### DATASET EXTRACT

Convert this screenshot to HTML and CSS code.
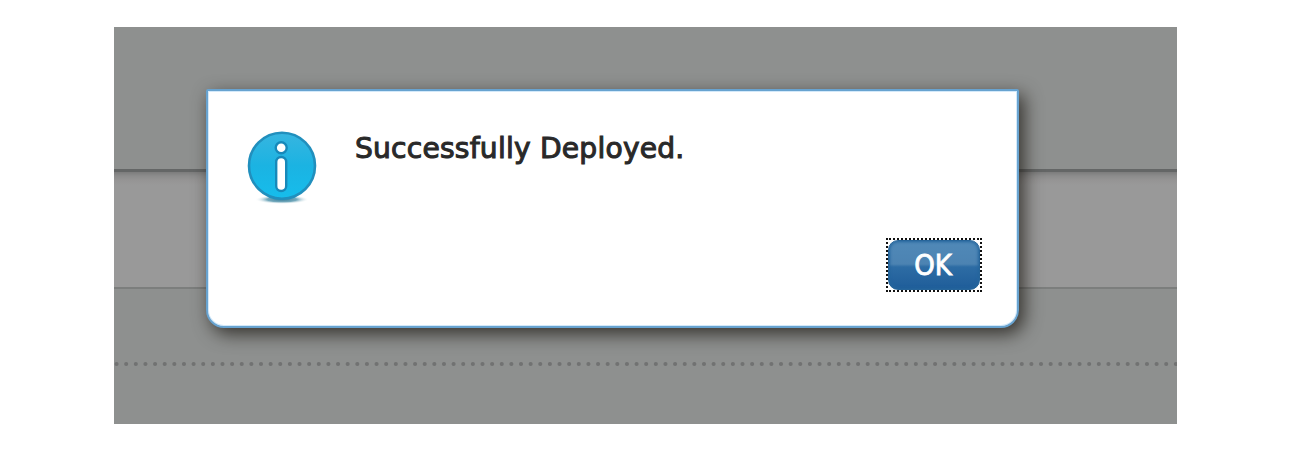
FILE: index.html
```html
<!DOCTYPE html>
<html lang="en">
<head>
<meta charset="utf-8">
<title>Deployment</title>
<link rel="stylesheet" href="styles.css">
</head>
<body>
<main class="page">
  <div class="row row-head"></div>
  <div class="row row-middle"></div>
  <div class="row row-lower"></div>
  <svg class="dots" width="1063" height="4" aria-hidden="true"><line x1="2.5" y1="2" x2="1063" y2="2" stroke="#717272" stroke-width="4" stroke-linecap="round" stroke-dasharray="0.1 9.53"/></svg>
  <section class="dialog" role="alertdialog" aria-labelledby="message">
    <div class="content">
      <svg class="icon" width="72" height="76" viewBox="0 0 72 76" aria-hidden="true">
        <defs>
          <linearGradient id="disc" x1="0" y1="0" x2="0" y2="1"><stop offset="0" stop-color="#37b5e0"/><stop offset=".5" stop-color="#1bb3e2"/><stop offset="1" stop-color="#16bdec"/></linearGradient>
          <radialGradient id="ground"><stop offset="0" stop-color="#397f9c"/><stop offset=".55" stop-color="#75aabd"/><stop offset="1" stop-color="#fff" stop-opacity="0"/></radialGradient>
        </defs>
        <ellipse cx="36" cy="69.5" rx="27" ry="4.5" fill="url(#ground)"/>
        <circle cx="36" cy="35.7" r="33" fill="url(#disc)" stroke="#218fbd" stroke-width="2.6"/>
        <circle cx="35.2" cy="17.7" r="5.5" fill="#fff" stroke="#1789ba" stroke-width="2.4"/>
        <rect x="30.2" y="27" width="10" height="34" rx="5" fill="#fff" stroke="#1789ba" stroke-width="2.4"/>
      </svg>
      <p class="message" id="message">Successfully Deployed.</p>
    </div>
    <div class="actions"><div class="focus"><button class="ok" type="button">OK</button></div></div>
  </section>
</main>
</body>
</html>
```
FILE: styles.css
```css
* { box-sizing: border-box; }
body { margin: 0; background: #fff; font-family: "DejaVu Sans Condensed", "DejaVu Sans", sans-serif; font-stretch: condensed; }
.page { position: relative; display: flex; flex-direction: column; width: 1063px; height: 397px; margin: 27px 0 0 114px; overflow: hidden; background: #8e908f; }
.row { width: 100%; }
.row-head { height: 145px; border-bottom: 3px solid #646666; }
.row-middle { height: 117px; border-bottom: 2px solid #7c7e7d; background: linear-gradient(#7c7c7c, #8c8c8c 4px, #959494 8px, #999 13px); }
.row-lower { height: 73px; }
.dots { display: block; flex: none; }
.dialog { position: absolute; left: 92px; top: 62px; width: 812.5px; height: 238.5px; padding: 39px 34.5px 0 38px; border: 2px solid #68a3d0; border-radius: 2px 2px 18px 18px; background: #fff; box-shadow: 5px 6px 18px rgba(20, 15, 10, .72), inset 0 0 0 1px #d3e9fa; }
.content { display: flex; height: 108px; }
.icon { flex: none; }
.message { margin: 0 0 0 37px; font-size: 29px; line-height: 37px; letter-spacing: .2px; color: #292929; -webkit-text-stroke: 1px #292929; white-space: nowrap; transform: scaleX(1.078); transform-origin: 0 0; }
.actions { display: flex; justify-content: flex-end; }
.focus { display: flex; width: 96px; height: 54px; border: 2px dotted #111; }
.ok { flex: 1; margin: 0; padding: 0 2px 0 0; border: 1px solid #27659a; border-radius: 10px; background: linear-gradient(#5089b8 0%, #4c83b2 48%, #2d6ca4 54%, #1f5d99 100%); box-shadow: inset 0 0 3px 1px #24659d; color: #fff; font: inherit; font-size: 29px; line-height: 46px; -webkit-text-stroke: .8px #fff; }
```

### REQUIRED WORK
Copy the material above in full and exactly, skipping pictures.

### IN RESPONSE
Convert this screenshot to HTML and CSS code.
FILE: index.html
```html
<!DOCTYPE html>
<html lang="en">
<head>
<meta charset="utf-8">
<title>Deployment</title>
<link rel="stylesheet" href="styles.css">
</head>
<body>
<main class="page">
  <div class="row row-head"></div>
  <div class="row row-middle"></div>
  <div class="row row-lower"></div>
  <svg class="dots" width="1063" height="4" aria-hidden="true"><line x1="2.5" y1="2" x2="1063" y2="2" stroke="#717272" stroke-width="4" stroke-linecap="round" stroke-dasharray="0.1 9.53"/></svg>
  <section class="dialog" role="alertdialog" aria-labelledby="message">
    <div class="content">
      <svg class="icon" width="72" height="76" viewBox="0 0 72 76" aria-hidden="true">
        <defs>
          <linearGradient id="disc" x1="0" y1="0" x2="0" y2="1"><stop offset="0" stop-color="#37b5e0"/><stop offset=".5" stop-color="#1bb3e2"/><stop offset="1" stop-color="#16bdec"/></linearGradient>
          <radialGradient id="ground"><stop offset="0" stop-color="#397f9c"/><stop offset=".55" stop-color="#75aabd"/><stop offset="1" stop-color="#fff" stop-opacity="0"/></radialGradient>
        </defs>
        <ellipse cx="36" cy="69.5" rx="27" ry="4.5" fill="url(#ground)"/>
        <circle cx="36" cy="35.7" r="33" fill="url(#disc)" stroke="#218fbd" stroke-width="2.6"/>
        <circle cx="35.2" cy="17.7" r="5.5" fill="#fff" stroke="#1789ba" stroke-width="2.4"/>
        <rect x="30.2" y="27" width="10" height="34" rx="5" fill="#fff" stroke="#1789ba" stroke-width="2.4"/>
      </svg>
      <p class="message" id="message">Successfully Deployed.</p>
    </div>
    <div class="actions"><div class="focus"><button class="ok" type="button">OK</button></div></div>
  </section>
</main>
</body>
</html>
```
FILE: styles.css
```css
* { box-sizing: border-box; }
body { margin: 0; background: #fff; font-family: "DejaVu Sans Condensed", "DejaVu Sans", sans-serif; font-stretch: condensed; }
.page { position: relative; display: flex; flex-direction: column; width: 1063px; height: 397px; margin: 27px 0 0 114px; overflow: hidden; background: #8e908f; }
.row { width: 100%; }
.row-head { height: 145px; border-bottom: 3px solid #646666; }
.row-middle { height: 117px; border-bottom: 2px solid #7c7e7d; background: linear-gradient(#7c7c7c, #8c8c8c 4px, #959494 8px, #999 13px); }
.row-lower { height: 73px; }
.dots { display: block; flex: none; }
.dialog { position: absolute; left: 92px; top: 62px; width: 812.5px; height: 238.5px; padding: 39px 34.5px 0 38px; border: 2px solid #68a3d0; border-radius: 2px 2px 18px 18px; background: #fff; box-shadow: 5px 6px 18px rgba(20, 15, 10, .72), inset 0 0 0 1px #d3e9fa; }
.content { display: flex; height: 108px; }
.icon { flex: none; }
.message { margin: 0 0 0 37px; font-size: 29px; line-height: 37px; letter-spacing: .2px; color: #292929; -webkit-text-stroke: 1px #292929; white-space: nowrap; transform: scaleX(1.078); transform-origin: 0 0; }
.actions { display: flex; justify-content: flex-end; }
.focus { display: flex; width: 96px; height: 54px; border: 2px dotted #111; }
.ok { flex: 1; margin: 0; padding: 0 2px 0 0; border: 1px solid #27659a; border-radius: 10px; background: linear-gradient(#5089b8 0%, #4c83b2 48%, #2d6ca4 54%, #1f5d99 100%); box-shadow: inset 0 0 3px 1px #24659d; color: #fff; font: inherit; font-size: 29px; line-height: 46px; -webkit-text-stroke: .8px #fff; }
```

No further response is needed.